Life's a journey - Let's Switch it Up!

Wednesday, November 01, 2006

Comparisons

As a society we spend a great deal of time on comparisons. We use comparisons to make order of our hectic lives and use it as an assessment tool of our performance. We are driven and we use comparisons for a self evaluation – it’s a form of instant feedback.

Think about it, we judge

- how well our kids are doing by comparing them to their peers and their siblings at the same age
- how well we are doing at work by comparing the size of our office, the size of our bonus, the number of extra projects you are invited to participate in against those of our work place peers
- how well we are doing financially by the cars we drive, by the houses and neighbourhoods we live in, by the vacations we take and by the things we have.

We can only work out our relative place in the big scheme of things by comparing.

We all do it. It’s almost impossible not to but what it does mean is that we can never truly enjoy what we have or what we do or our accomplishments for how they make us feel. No outside influence to measure it against.

I noticed this because I have been visiting a great website called
www.obesityhelp.com It’s a website for all types of weight loss – surgical or otherwise. I frequent the Duodenal Switch forum as part of my learning to live as a DS’er. Daily I read the wonderful success stories of woman and men who have made the life changing decision to take control of their obesity. Each story is different – the challenges, the successes, the losses. But even so I compare. I look at their surgery dates and I look at their weight loss and I compare – who’s losing quickly, who is losing slower. Why is there a difference? Is there anything I can learn so that I can help myself be a quick loser? That sort of thing.

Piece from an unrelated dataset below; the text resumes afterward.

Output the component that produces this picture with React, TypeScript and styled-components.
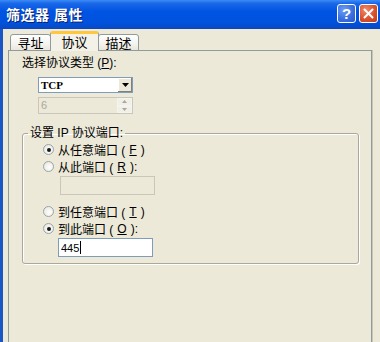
import React from 'react';
import styled, {createGlobalStyle} from "styled-components";

const GlobalStyle = createGlobalStyle`
    html, body {
        margin: 0;
        padding: 0;
        background: #ece9d8;
    }
    * {
        box-sizing: border-box;
    }
`

const FONT = `"Liberation Sans", "Noto Sans CJK SC", sans-serif`;

export default function App() {
    return (
        <>
            <GlobalStyle/>
            <Window>
                <TitleBar>
                    <Title>筛选器 属性</Title>
                    <TitleButtons>
                        <TitleButton kind="help">?</TitleButton>
                        <TitleButton kind="close">
                            <svg width="11" height="11" viewBox="0 0 11 11">
                                <path d="M1.5 1.5 L9.5 9.5 M9.5 1.5 L1.5 9.5" stroke="#fff" strokeWidth="2"
                                      strokeLinecap="round"/>
                            </svg>
                        </TitleButton>
                    </TitleButtons>
                </TitleBar>
                <Body>
                    <TabStrip>
                        <Tab>寻址</Tab>
                        <Tab active>协议</Tab>
                        <Tab>描述</Tab>
                    </TabStrip>
                    <Panel>
                        <FieldLabel>选择协议类型 (<u>P</u>):</FieldLabel>
                        <Combo>
                            <ComboValue>TCP</ComboValue>
                            <DropButton>
                                <svg width="7" height="4" viewBox="0 0 7 4">
                                    <path d="M0 0 H7 L3.5 4 Z" fill="#000"/>
                                </svg>
                            </DropButton>
                        </Combo>
                        <Spin>
                            <SpinValue>6</SpinValue>
                            <SpinButtons>
                                <SpinArrow>
                                    <svg width="5" height="3" viewBox="0 0 5 3">
                                        <path d="M0 3 H5 L2.5 0 Z" fill="#aca899"/>
                                    </svg>
                                </SpinArrow>
                                <SpinArrow>
                                    <svg width="5" height="3" viewBox="0 0 5 3">
                                        <path d="M0 0 H5 L2.5 3 Z" fill="#aca899"/>
                                    </svg>
                                </SpinArrow>
                            </SpinButtons>
                        </Spin>
                        <Group>
                            <Legend>设置 IP 协议端口:</Legend>
                            <RadioRow><Radio checked/>从任意端口 (<u>F</u>)</RadioRow>
                            <RadioRow><Radio/>从此端口 (<u>R</u>):</RadioRow>
                            <TextBox disabled indent={37}/>
                            <RadioRow gapTop={8}><Radio/>到任意端口 (<u>T</u>)</RadioRow>
                            <RadioRow><Radio checked/>到此端口 (<u>O</u>):</RadioRow>
                            <TextBox indent={35}>445<Caret/></TextBox>
                        </Group>
                    </Panel>
                </Body>
            </Window>
        </>
    );
}

const Window = styled.div`
    width: 380px;
    height: 342px;
    display: flex;
    flex-direction: column;
    overflow: hidden;
    font-family: ${FONT};
    font-size: 12px;
    color: #000;
`
const TitleBar = styled.div`
    height: 29px;
    flex: none;
    display: flex;
    align-items: center;
    justify-content: space-between;
    padding: 0 2px 2px 6px;
    background: linear-gradient(180deg, #3b8cf5 0%, #1a68e8 12%, #0054e3 40%, #0052dc 80%, #0a47c0 100%);
`
const Title = styled.span`
    color: #fff;
    font-weight: bold;
    font-size: 14px;
    letter-spacing: 0.5px;
    text-shadow: 1px 1px 0 #0a1f6c;
`
const TitleButtons = styled.div`
    display: flex;
    gap: 3px;
`
const TitleButton = styled.div<{ kind: 'help' | 'close' }>`
    width: 19px;
    height: 19px;
    border: 1px solid #fff;
    border-radius: 3px;
    display: flex;
    align-items: center;
    justify-content: center;
    color: #fff;
    font-family: "Liberation Sans", sans-serif;
    font-weight: bold;
    font-size: 15px;
    background: ${p => p.kind === 'close'
            ? 'radial-gradient(circle at 35% 30%, #f08a6a 0%, #d9522e 55%, #c23a18 100%)'
            : 'radial-gradient(circle at 35% 30%, #6f9ff3 0%, #3a70e0 55%, #2a56c8 100%)'};
`
const Body = styled.div`
    flex: 1;
    display: flex;
    flex-direction: column;
    padding: 3px 8px 0 5px;
    border-left: 3px solid #1c55c6;
    background: #ece9d8;
    min-height: 0;
`
const TabStrip = styled.div`
    display: flex;
    align-items: flex-end;
    padding-left: 2px;
    height: 19px;
    position: relative;
    z-index: 1;
    margin-bottom: -1px;
`
const Tab = styled.div<{ active?: boolean }>`
    height: ${p => p.active ? 20 : 17}px;
    width: ${p => p.active ? 49 : 41}px;
    margin: 0 ${p => p.active ? -1 : 0}px;
    display: flex;
    align-items: center;
    justify-content: center;
    font-size: 13px;
    border: 1px solid #919b9c;
    border-bottom: ${p => p.active ? 'none' : '1px solid #919b9c'};
    border-top: ${p => p.active ? '3px solid #ffc83c' : '1px solid #919b9c'};
    border-radius: 3px 3px 0 0;
    background: ${p => p.active ? '#f4f2e8' : 'linear-gradient(180deg, #fff 0%, #f4f3ee 60%, #e8e6dd 100%)'};
    position: relative;
    z-index: ${p => p.active ? 2 : 1};
    padding-bottom: ${p => p.active ? 2 : 0}px;
`
const Panel = styled.div`
    flex: 1;
    display: flex;
    flex-direction: column;
    align-items: flex-start;
    border: 1px solid #919b9c;
    border-bottom: none;
    box-shadow: 1px 0 0 #c8c5b6;
    background: #ece9d8;
    padding: 5px 12px 0 13px;
`
const FieldLabel = styled.div`
    line-height: 14px;
    height: 14px;
`
const Combo = styled.div`
    margin: 7px 0 0 16px;
    width: 95px;
    height: 16px;
    border: 1px solid #7f9db9;
    background: #fff;
    display: flex;
    align-items: stretch;
`
const ComboValue = styled.span`
    flex: 1;
    padding-left: 2px;
    line-height: 14px;
    font-family: "Liberation Serif", "Noto Sans CJK SC", serif;
    font-weight: bold;
    font-size: 11px;
`
const DropButton = styled.span`
    width: 15px;
    display: flex;
    align-items: center;
    justify-content: center;
    background: #ece9d8;
    border-left: 1px solid #fff;
    box-shadow: inset -1px -1px 0 #808080, inset 1px 1px 0 #fff;
`
const Spin = styled.div`
    margin: 4px 0 0 16px;
    width: 95px;
    height: 17px;
    border: 1px solid #c9c7ba;
    background: #ece9d8;
    display: flex;
`
const SpinValue = styled.span`
    flex: 1;
    padding-left: 2px;
    line-height: 15px;
    color: #aca899;
    font-size: 11px;
`
const SpinButtons = styled.span`
    width: 15px;
    display: flex;
    flex-direction: column;
`
const SpinArrow = styled.span`
    flex: 1;
    display: flex;
    align-items: center;
    justify-content: center;
    border: 1px solid #f4f3ee;
    background: #f0efe8;
`
const Group = styled.fieldset`
    margin: 12px 0 0 0;
    align-self: stretch;
    border: 1px solid #aca899;
    border-radius: 3px;
    box-shadow: inset 1px 1px 0 #fff, 1px 1px 0 #fff;
    padding: 1px 0 6px 20px;
    display: flex;
    flex-direction: column;
    align-items: flex-start;
`
const Legend = styled.legend`
    padding: 0 2px;
    margin-left: -15px;
    line-height: 14px;
`
const RadioRow = styled.div<{ gapTop?: number }>`
    display: flex;
    align-items: center;
    gap: 4px;
    height: 17px;
    margin-top: ${p => p.gapTop ?? 0}px;
`
const Radio = styled.span<{ checked?: boolean }>`
    width: 11px;
    height: 11px;
    border-radius: 50%;
    border: 1px solid #9aa4a8;
    background: radial-gradient(circle at 60% 60%, #fff 0%, #ecebe4 70%, #d6d4c8 100%);
    position: relative;
    flex: none;

    &::after {
        content: "";
        display: ${p => p.checked ? 'block' : 'none'};
        position: absolute;
        left: 2.5px;
        top: 2.5px;
        width: 4px;
        height: 4px;
        border-radius: 50%;
        background: #1a1a1a;
    }
`
const TextBox = styled.div<{ disabled?: boolean; indent: number }>`
    margin: 1px 0 0 ${p => p.indent - 20}px;
    width: 95px;
    height: 19px;
    border: 1px solid ${p => p.disabled ? '#c9c7ba' : '#7f9db9'};
    background: ${p => p.disabled ? '#ece9d8' : '#fff'};
    padding-left: 2px;
    display: flex;
    align-items: center;
    font-size: 11px;
`
const Caret = styled.span`
    width: 1px;
    height: 13px;
    background: #000;
    margin-left: 1px;
`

I know that I am not alone. I read stories of people who are disappointed about their weight loss. Not because they are unhappy to have forever lost that 10, 20, 30, 40, 50, 60lbs they’ve lost so far but because they know that someone out there has done it faster, quicker, “better”.

And I know that’s exactly what I’ll be doing once I’ve had my surgery. Comparing myself to others. Partly as a marker to see if I’m on track so I know whether I have an issue that I will need to speak to my surgeon about. Partly because, like every one else, I want to be a “wow” story.

What I really want to do is enjoy the journey. I know I will compare, to say I won’t would end up being a lie. But what I would like to do more is focus on each and every lb that I lose as being a step towards good health. My good health. No matter how much anyone else loses it doesn’t impact my health. I want to focus on celebrating the successes and not just the weight loss ones.

For me this will largely be a journey of renegotiating my parameters and of learning new ways to deal with life both good and bad. Every time I do so successfully, I am going to try and consciously give myself a pat on the back. On the weekend when I chose writing over fudge… pat on the back. It’s a coping skill and one which has hugely positive ramifications for my health and happiness. Halloween, not one candy eaten nor craved. Pat on the back. That took self control and the ability to remember the end goal. I am not good at that so small steps need to be celebrated.

Comparisons allow us to make order of our world, celebrating our successes for what they are sans comparisons will help make our world a happier one for ourselves.